● **Task**
Write out the material again word for word, dropping any images it holds.

____

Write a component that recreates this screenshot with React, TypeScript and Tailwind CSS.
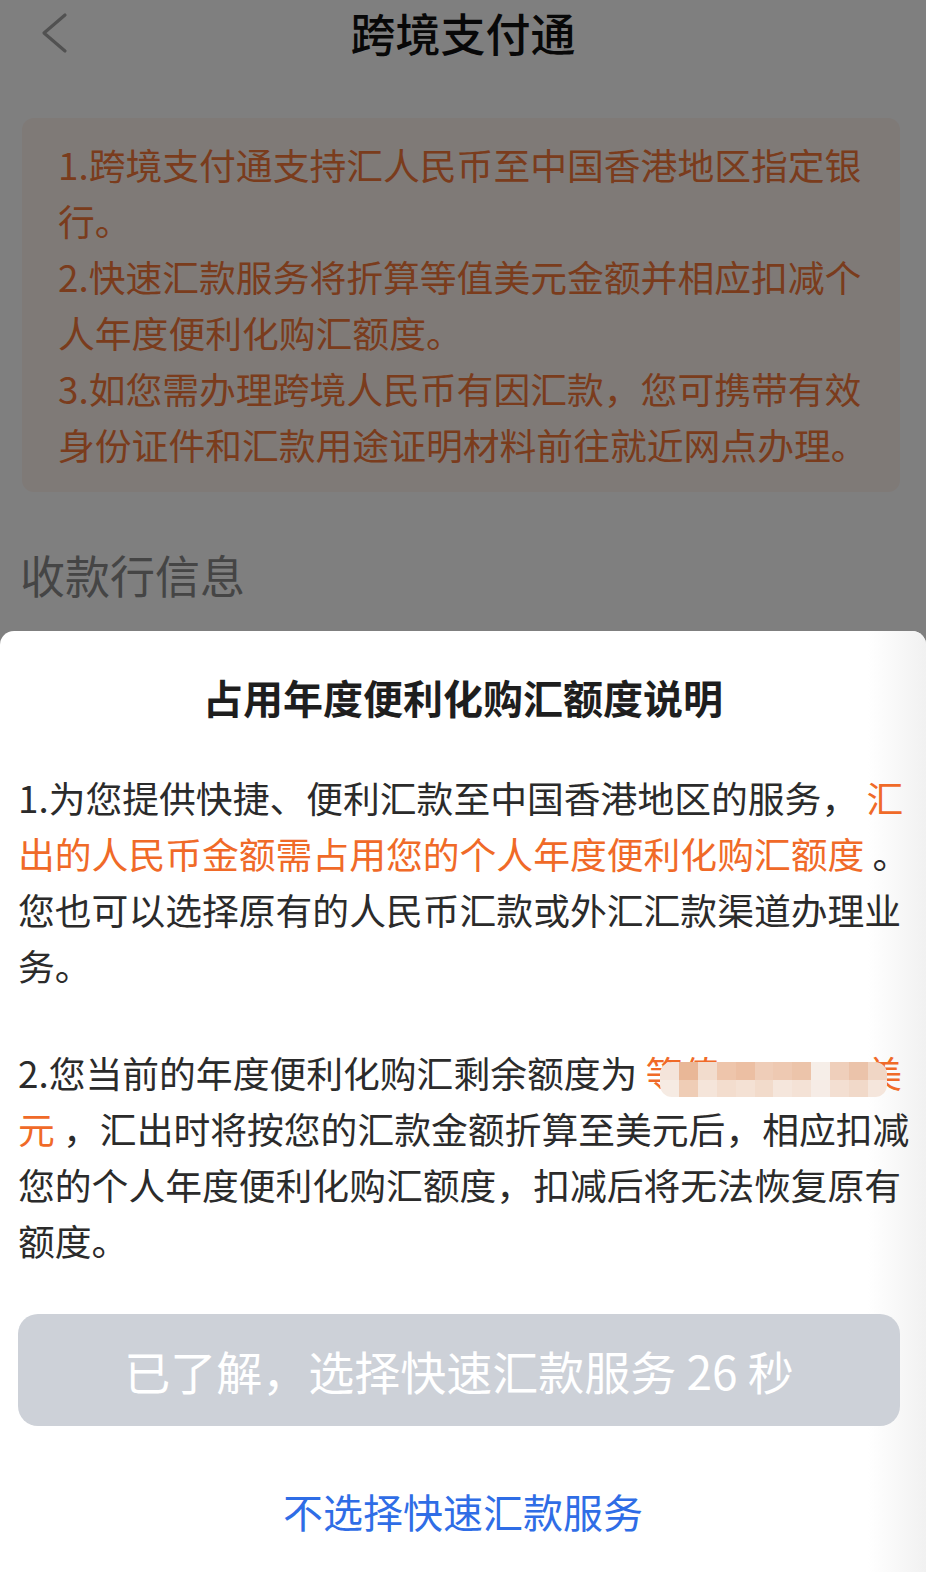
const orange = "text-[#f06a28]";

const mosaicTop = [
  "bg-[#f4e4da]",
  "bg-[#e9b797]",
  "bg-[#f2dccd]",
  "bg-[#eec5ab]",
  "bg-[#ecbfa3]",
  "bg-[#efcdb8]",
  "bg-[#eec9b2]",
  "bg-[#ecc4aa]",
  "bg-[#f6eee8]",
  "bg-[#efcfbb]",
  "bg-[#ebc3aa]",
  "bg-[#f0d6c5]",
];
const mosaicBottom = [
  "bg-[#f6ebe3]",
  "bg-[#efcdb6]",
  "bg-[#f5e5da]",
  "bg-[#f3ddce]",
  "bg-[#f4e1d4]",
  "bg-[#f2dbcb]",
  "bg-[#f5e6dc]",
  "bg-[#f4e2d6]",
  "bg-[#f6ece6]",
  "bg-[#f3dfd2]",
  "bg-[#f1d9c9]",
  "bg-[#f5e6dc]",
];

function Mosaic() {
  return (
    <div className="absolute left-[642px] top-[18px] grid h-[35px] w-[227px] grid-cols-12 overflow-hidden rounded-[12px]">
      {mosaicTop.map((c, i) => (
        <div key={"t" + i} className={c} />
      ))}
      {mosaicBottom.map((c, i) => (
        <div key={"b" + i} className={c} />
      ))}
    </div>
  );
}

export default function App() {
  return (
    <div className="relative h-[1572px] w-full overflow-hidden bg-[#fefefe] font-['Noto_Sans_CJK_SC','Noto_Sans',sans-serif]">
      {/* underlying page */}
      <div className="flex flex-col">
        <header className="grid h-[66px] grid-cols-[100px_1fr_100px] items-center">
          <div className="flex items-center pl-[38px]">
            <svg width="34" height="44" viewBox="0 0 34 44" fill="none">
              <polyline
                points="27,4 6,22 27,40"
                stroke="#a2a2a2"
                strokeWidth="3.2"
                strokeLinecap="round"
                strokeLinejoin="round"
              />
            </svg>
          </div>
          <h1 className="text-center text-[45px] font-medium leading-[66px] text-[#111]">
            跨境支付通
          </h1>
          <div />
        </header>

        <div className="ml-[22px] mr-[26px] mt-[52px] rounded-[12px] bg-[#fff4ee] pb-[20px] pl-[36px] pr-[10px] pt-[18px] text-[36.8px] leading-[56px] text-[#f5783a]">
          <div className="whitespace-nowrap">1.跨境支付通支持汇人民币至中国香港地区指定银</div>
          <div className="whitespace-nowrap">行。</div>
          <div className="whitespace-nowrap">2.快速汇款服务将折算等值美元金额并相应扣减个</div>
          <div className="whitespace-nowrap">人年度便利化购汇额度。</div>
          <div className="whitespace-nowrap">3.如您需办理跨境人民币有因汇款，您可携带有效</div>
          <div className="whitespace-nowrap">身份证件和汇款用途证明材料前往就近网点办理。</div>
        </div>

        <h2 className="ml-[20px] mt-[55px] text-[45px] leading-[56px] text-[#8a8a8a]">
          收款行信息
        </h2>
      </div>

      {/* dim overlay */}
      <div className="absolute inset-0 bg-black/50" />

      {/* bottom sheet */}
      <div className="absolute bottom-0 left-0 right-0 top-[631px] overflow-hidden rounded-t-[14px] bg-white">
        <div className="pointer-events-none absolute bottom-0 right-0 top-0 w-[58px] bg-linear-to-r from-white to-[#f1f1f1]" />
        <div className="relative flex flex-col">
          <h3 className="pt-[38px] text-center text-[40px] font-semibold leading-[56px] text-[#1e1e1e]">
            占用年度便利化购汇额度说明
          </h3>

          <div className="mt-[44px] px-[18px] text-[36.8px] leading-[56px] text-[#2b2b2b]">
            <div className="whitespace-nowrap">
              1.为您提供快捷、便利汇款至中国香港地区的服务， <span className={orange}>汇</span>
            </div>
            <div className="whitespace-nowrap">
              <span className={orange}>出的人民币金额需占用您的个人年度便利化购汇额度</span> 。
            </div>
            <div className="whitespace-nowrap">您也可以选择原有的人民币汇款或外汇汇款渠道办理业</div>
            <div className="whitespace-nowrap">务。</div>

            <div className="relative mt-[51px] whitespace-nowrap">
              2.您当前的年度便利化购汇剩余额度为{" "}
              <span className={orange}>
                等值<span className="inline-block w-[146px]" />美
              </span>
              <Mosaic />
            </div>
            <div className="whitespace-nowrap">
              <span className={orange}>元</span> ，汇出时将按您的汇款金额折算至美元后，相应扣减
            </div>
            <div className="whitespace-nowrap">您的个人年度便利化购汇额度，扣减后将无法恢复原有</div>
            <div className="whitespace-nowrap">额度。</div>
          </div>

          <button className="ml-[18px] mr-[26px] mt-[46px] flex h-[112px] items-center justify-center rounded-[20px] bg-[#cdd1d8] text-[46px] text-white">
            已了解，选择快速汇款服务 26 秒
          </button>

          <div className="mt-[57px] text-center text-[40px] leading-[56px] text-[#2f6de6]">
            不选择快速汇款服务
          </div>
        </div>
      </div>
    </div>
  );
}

____

● **Response to this task**
Write a component that recreates this screenshot with React, TypeScript and Tailwind CSS.
const orange = "text-[#f06a28]";

const mosaicTop = [
  "bg-[#f4e4da]",
  "bg-[#e9b797]",
  "bg-[#f2dccd]",
  "bg-[#eec5ab]",
  "bg-[#ecbfa3]",
  "bg-[#efcdb8]",
  "bg-[#eec9b2]",
  "bg-[#ecc4aa]",
  "bg-[#f6eee8]",
  "bg-[#efcfbb]",
  "bg-[#ebc3aa]",
  "bg-[#f0d6c5]",
];
const mosaicBottom = [
  "bg-[#f6ebe3]",
  "bg-[#efcdb6]",
  "bg-[#f5e5da]",
  "bg-[#f3ddce]",
  "bg-[#f4e1d4]",
  "bg-[#f2dbcb]",
  "bg-[#f5e6dc]",
  "bg-[#f4e2d6]",
  "bg-[#f6ece6]",
  "bg-[#f3dfd2]",
  "bg-[#f1d9c9]",
  "bg-[#f5e6dc]",
];

function Mosaic() {
  return (
    <div className="absolute left-[642px] top-[18px] grid h-[35px] w-[227px] grid-cols-12 overflow-hidden rounded-[12px]">
      {mosaicTop.map((c, i) => (
        <div key={"t" + i} className={c} />
      ))}
      {mosaicBottom.map((c, i) => (
        <div key={"b" + i} className={c} />
      ))}
    </div>
  );
}

export default function App() {
  return (
    <div className="relative h-[1572px] w-full overflow-hidden bg-[#fefefe] font-['Noto_Sans_CJK_SC','Noto_Sans',sans-serif]">
      {/* underlying page */}
      <div className="flex flex-col">
        <header className="grid h-[66px] grid-cols-[100px_1fr_100px] items-center">
          <div className="flex items-center pl-[38px]">
            <svg width="34" height="44" viewBox="0 0 34 44" fill="none">
              <polyline
                points="27,4 6,22 27,40"
                stroke="#a2a2a2"
                strokeWidth="3.2"
                strokeLinecap="round"
                strokeLinejoin="round"
              />
            </svg>
          </div>
          <h1 className="text-center text-[45px] font-medium leading-[66px] text-[#111]">
            跨境支付通
          </h1>
          <div />
        </header>

        <div className="ml-[22px] mr-[26px] mt-[52px] rounded-[12px] bg-[#fff4ee] pb-[20px] pl-[36px] pr-[10px] pt-[18px] text-[36.8px] leading-[56px] text-[#f5783a]">
          <div className="whitespace-nowrap">1.跨境支付通支持汇人民币至中国香港地区指定银</div>
          <div className="whitespace-nowrap">行。</div>
          <div className="whitespace-nowrap">2.快速汇款服务将折算等值美元金额并相应扣减个</div>
          <div className="whitespace-nowrap">人年度便利化购汇额度。</div>
          <div className="whitespace-nowrap">3.如您需办理跨境人民币有因汇款，您可携带有效</div>
          <div className="whitespace-nowrap">身份证件和汇款用途证明材料前往就近网点办理。</div>
        </div>

        <h2 className="ml-[20px] mt-[55px] text-[45px] leading-[56px] text-[#8a8a8a]">
          收款行信息
        </h2>
      </div>

      {/* dim overlay */}
      <div className="absolute inset-0 bg-black/50" />

      {/* bottom sheet */}
      <div className="absolute bottom-0 left-0 right-0 top-[631px] overflow-hidden rounded-t-[14px] bg-white">
        <div className="pointer-events-none absolute bottom-0 right-0 top-0 w-[58px] bg-linear-to-r from-white to-[#f1f1f1]" />
        <div className="relative flex flex-col">
          <h3 className="pt-[38px] text-center text-[40px] font-semibold leading-[56px] text-[#1e1e1e]">
            占用年度便利化购汇额度说明
          </h3>

          <div className="mt-[44px] px-[18px] text-[36.8px] leading-[56px] text-[#2b2b2b]">
            <div className="whitespace-nowrap">
              1.为您提供快捷、便利汇款至中国香港地区的服务， <span className={orange}>汇</span>
            </div>
            <div className="whitespace-nowrap">
              <span className={orange}>出的人民币金额需占用您的个人年度便利化购汇额度</span> 。
            </div>
            <div className="whitespace-nowrap">您也可以选择原有的人民币汇款或外汇汇款渠道办理业</div>
            <div className="whitespace-nowrap">务。</div>

            <div className="relative mt-[51px] whitespace-nowrap">
              2.您当前的年度便利化购汇剩余额度为{" "}
              <span className={orange}>
                等值<span className="inline-block w-[146px]" />美
              </span>
              <Mosaic />
            </div>
            <div className="whitespace-nowrap">
              <span className={orange}>元</span> ，汇出时将按您的汇款金额折算至美元后，相应扣减
            </div>
            <div className="whitespace-nowrap">您的个人年度便利化购汇额度，扣减后将无法恢复原有</div>
            <div className="whitespace-nowrap">额度。</div>
          </div>

          <button className="ml-[18px] mr-[26px] mt-[46px] flex h-[112px] items-center justify-center rounded-[20px] bg-[#cdd1d8] text-[46px] text-white">
            已了解，选择快速汇款服务 26 秒
          </button>

          <div className="mt-[57px] text-center text-[40px] leading-[56px] text-[#2f6de6]">
            不选择快速汇款服务
          </div>
        </div>
      </div>
    </div>
  );
}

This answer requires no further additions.